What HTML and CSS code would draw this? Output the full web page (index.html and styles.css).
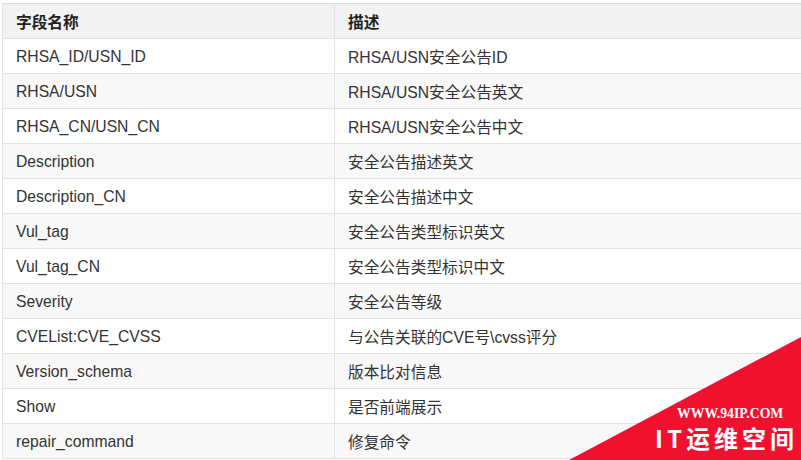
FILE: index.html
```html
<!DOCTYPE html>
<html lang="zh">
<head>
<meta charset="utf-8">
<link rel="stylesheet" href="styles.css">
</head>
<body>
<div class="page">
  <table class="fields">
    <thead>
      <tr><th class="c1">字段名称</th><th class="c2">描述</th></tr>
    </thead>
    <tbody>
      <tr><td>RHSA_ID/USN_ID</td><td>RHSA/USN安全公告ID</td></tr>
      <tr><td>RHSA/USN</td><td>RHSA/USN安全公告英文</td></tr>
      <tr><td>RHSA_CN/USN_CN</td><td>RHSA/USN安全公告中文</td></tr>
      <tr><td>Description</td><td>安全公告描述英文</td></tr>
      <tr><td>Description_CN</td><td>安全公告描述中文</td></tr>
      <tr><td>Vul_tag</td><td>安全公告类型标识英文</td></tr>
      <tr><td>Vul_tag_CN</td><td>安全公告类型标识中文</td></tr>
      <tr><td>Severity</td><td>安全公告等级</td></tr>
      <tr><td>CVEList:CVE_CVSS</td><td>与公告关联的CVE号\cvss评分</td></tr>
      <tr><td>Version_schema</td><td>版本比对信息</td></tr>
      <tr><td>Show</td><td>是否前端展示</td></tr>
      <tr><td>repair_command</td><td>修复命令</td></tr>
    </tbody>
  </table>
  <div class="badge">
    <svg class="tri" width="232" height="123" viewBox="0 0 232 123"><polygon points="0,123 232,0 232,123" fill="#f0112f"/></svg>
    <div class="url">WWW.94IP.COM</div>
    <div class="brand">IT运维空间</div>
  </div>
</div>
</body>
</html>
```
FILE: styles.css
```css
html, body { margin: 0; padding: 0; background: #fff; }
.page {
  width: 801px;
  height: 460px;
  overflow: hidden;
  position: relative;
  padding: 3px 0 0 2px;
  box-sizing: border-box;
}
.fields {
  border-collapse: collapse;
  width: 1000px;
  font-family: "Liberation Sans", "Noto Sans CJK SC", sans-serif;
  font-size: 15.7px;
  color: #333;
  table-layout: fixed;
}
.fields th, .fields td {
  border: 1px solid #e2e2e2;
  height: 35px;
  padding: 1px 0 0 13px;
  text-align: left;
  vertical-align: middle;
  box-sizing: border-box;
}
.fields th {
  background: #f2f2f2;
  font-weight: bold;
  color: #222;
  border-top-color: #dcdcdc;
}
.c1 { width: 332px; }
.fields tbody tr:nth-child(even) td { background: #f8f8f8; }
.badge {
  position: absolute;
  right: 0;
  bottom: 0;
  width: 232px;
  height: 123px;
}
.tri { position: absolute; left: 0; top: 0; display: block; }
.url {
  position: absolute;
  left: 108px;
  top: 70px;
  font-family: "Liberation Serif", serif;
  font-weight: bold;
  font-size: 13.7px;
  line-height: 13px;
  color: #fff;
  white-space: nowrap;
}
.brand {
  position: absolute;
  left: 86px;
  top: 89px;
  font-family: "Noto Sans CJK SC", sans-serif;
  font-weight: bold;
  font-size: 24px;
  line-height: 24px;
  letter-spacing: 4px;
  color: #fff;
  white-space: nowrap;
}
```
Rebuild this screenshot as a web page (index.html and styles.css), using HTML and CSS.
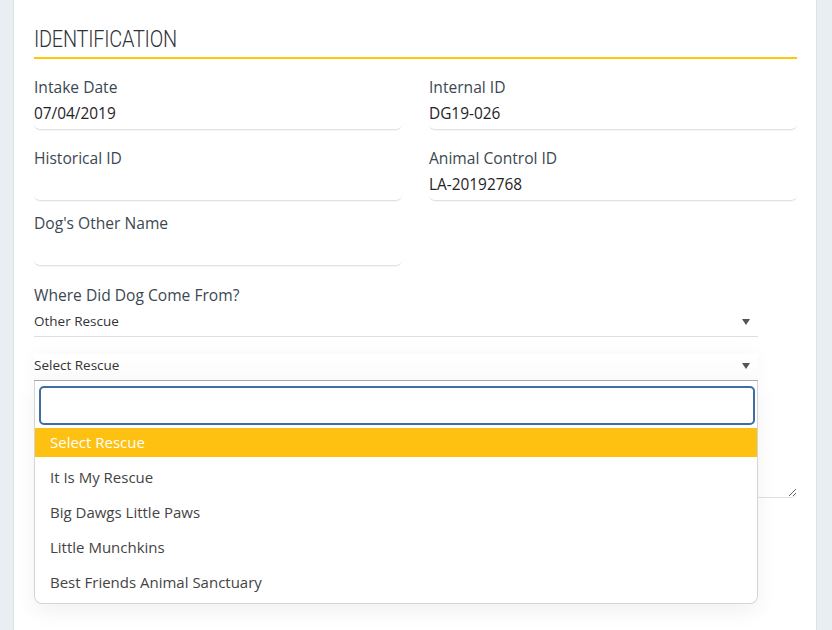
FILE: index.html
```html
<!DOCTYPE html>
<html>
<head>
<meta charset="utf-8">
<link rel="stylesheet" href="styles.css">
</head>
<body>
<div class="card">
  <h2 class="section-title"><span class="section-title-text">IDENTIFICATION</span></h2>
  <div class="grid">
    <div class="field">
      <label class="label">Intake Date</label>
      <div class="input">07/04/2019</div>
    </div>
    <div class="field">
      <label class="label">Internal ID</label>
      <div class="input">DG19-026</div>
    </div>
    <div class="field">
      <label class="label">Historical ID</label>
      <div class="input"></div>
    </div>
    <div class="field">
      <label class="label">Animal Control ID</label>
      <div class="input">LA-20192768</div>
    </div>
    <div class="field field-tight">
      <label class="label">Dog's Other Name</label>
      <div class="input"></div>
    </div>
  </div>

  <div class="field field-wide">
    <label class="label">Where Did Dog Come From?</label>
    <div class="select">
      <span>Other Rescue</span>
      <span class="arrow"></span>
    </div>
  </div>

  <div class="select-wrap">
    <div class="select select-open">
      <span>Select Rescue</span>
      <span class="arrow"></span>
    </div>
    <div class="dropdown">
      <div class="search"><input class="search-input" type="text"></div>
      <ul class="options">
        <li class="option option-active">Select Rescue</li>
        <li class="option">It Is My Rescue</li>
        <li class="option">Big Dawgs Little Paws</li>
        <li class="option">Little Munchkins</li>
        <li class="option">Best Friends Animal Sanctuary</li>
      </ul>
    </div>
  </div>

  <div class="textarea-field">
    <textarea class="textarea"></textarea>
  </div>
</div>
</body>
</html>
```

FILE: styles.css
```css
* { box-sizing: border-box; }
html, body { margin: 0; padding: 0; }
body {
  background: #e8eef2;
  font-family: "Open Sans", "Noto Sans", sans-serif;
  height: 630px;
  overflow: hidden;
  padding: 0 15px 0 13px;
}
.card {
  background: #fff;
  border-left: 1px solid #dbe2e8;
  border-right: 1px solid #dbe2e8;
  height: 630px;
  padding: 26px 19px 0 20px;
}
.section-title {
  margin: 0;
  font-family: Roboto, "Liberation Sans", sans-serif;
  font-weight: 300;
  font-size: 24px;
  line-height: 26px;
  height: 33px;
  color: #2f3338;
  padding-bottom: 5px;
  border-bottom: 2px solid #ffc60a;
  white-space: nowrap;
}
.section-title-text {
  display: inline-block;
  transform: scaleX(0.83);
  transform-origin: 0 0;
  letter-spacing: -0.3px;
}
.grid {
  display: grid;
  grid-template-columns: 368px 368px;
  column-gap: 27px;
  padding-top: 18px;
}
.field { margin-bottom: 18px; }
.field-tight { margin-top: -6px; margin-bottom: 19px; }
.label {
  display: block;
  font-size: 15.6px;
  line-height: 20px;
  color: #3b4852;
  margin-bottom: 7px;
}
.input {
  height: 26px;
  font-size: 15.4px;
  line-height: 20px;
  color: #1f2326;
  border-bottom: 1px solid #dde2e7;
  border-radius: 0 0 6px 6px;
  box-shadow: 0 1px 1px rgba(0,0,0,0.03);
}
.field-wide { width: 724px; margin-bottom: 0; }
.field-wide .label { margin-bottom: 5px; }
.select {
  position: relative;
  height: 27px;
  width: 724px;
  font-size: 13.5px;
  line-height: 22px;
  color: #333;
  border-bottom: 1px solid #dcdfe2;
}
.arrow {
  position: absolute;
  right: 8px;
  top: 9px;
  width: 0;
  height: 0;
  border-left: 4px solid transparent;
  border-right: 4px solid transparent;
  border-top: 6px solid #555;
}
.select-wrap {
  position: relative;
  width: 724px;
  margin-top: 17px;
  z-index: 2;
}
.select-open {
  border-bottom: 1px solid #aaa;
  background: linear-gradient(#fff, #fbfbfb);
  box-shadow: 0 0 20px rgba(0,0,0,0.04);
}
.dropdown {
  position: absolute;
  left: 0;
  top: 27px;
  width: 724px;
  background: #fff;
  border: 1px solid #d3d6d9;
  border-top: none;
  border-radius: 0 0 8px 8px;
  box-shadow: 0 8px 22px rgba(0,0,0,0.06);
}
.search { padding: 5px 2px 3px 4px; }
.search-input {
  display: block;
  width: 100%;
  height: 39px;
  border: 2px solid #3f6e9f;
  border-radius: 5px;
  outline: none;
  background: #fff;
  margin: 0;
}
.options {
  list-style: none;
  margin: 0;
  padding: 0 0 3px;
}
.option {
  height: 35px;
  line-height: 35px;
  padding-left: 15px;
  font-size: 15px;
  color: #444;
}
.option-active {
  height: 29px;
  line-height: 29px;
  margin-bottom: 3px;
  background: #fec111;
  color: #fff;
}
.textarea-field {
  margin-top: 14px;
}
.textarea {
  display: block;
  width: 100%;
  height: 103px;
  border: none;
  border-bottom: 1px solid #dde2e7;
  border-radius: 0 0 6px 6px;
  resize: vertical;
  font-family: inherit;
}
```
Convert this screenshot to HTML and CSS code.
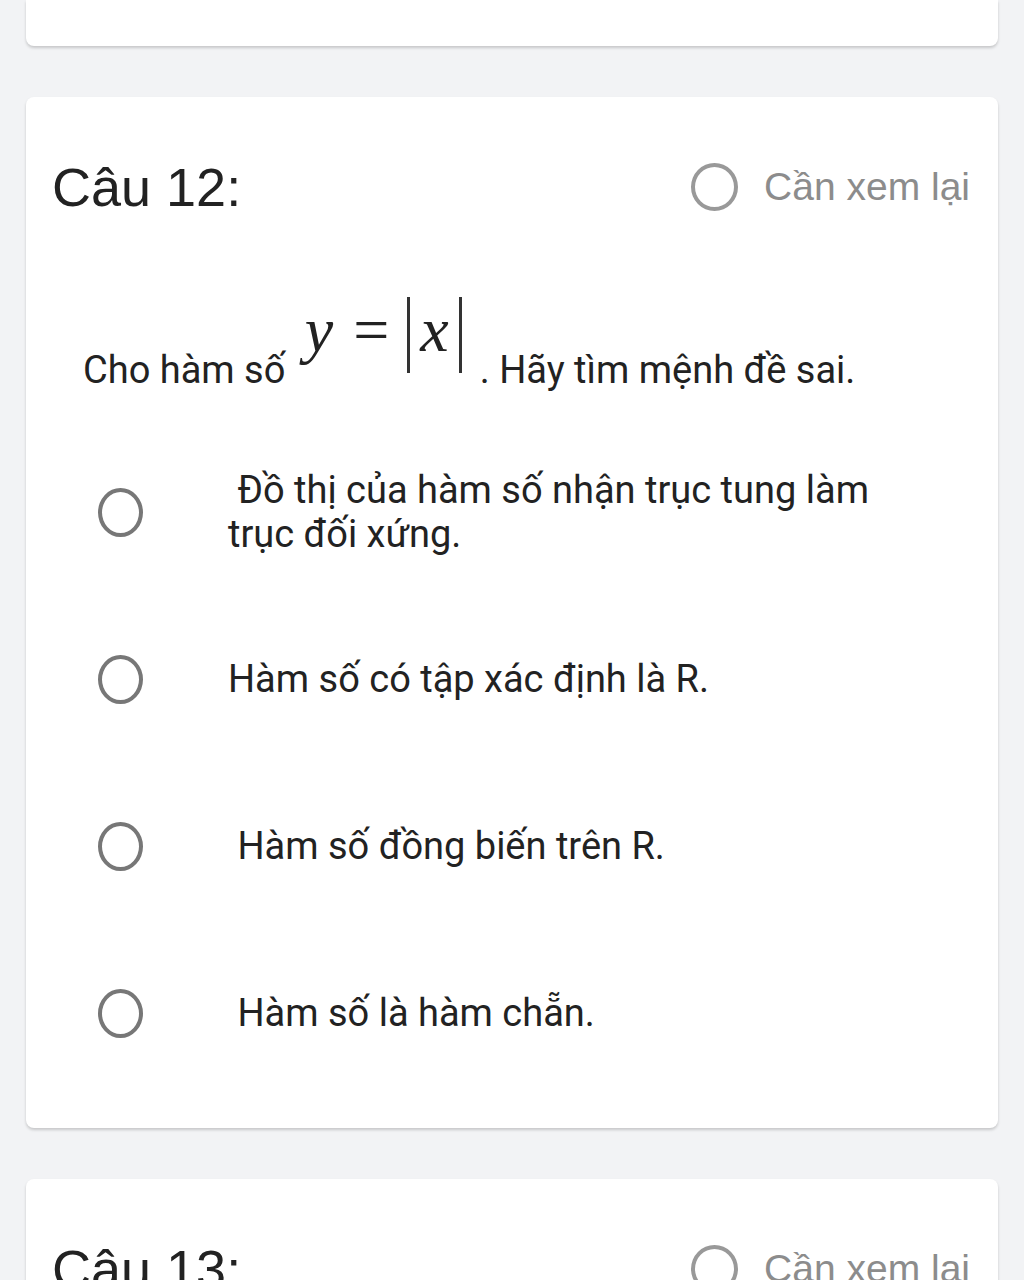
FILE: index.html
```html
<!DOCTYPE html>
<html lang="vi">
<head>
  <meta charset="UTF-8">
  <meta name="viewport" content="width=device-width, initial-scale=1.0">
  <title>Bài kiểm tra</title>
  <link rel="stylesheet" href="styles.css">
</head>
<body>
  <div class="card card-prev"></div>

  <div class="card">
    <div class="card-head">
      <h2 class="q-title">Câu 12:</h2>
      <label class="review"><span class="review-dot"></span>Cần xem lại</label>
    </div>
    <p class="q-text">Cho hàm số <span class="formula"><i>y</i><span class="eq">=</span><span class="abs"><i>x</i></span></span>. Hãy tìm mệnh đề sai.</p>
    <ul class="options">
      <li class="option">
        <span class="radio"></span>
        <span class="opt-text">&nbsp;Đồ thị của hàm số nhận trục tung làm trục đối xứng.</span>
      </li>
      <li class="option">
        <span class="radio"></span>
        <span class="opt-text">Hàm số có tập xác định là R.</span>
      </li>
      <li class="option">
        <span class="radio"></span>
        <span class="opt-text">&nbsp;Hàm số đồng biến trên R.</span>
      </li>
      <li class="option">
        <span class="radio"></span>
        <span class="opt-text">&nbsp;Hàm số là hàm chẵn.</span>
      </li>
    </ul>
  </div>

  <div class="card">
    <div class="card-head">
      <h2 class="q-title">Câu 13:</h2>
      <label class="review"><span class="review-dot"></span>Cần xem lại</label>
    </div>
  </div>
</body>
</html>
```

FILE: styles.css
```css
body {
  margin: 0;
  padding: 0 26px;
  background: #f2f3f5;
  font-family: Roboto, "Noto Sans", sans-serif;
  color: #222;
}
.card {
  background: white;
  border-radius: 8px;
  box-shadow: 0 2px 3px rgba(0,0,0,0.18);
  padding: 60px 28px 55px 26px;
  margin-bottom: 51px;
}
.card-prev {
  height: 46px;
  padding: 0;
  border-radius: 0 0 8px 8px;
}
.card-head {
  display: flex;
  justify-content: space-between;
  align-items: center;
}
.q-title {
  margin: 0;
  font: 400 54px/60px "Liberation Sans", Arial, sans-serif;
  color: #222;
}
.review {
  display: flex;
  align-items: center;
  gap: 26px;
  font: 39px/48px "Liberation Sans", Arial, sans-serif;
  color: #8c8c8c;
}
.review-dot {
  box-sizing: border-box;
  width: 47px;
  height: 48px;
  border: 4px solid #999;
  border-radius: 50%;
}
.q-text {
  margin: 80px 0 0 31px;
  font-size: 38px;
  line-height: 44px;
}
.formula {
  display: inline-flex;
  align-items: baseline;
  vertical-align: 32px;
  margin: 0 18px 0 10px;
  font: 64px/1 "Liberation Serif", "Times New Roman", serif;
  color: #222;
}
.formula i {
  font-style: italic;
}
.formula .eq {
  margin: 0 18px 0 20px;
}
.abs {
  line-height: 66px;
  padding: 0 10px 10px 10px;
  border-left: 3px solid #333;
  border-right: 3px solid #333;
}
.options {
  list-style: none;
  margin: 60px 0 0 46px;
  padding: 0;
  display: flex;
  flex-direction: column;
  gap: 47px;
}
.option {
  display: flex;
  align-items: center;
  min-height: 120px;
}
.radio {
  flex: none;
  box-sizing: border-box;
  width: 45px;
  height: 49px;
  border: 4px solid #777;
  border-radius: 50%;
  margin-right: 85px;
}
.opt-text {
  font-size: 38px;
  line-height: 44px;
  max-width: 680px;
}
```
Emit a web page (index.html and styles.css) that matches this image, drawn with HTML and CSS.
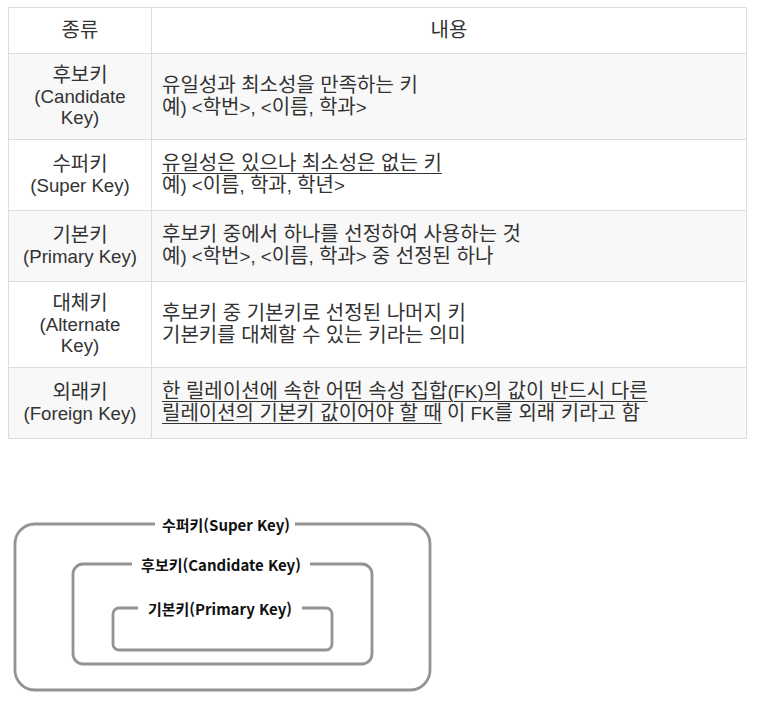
--
What the task requires — For the listing above, identify each line bearing "screenshot".

Result for this exercise —
Rebuild this screenshot as a web page (index.html and styles.css), using HTML and CSS.
Convert this screenshot to HTML and CSS code.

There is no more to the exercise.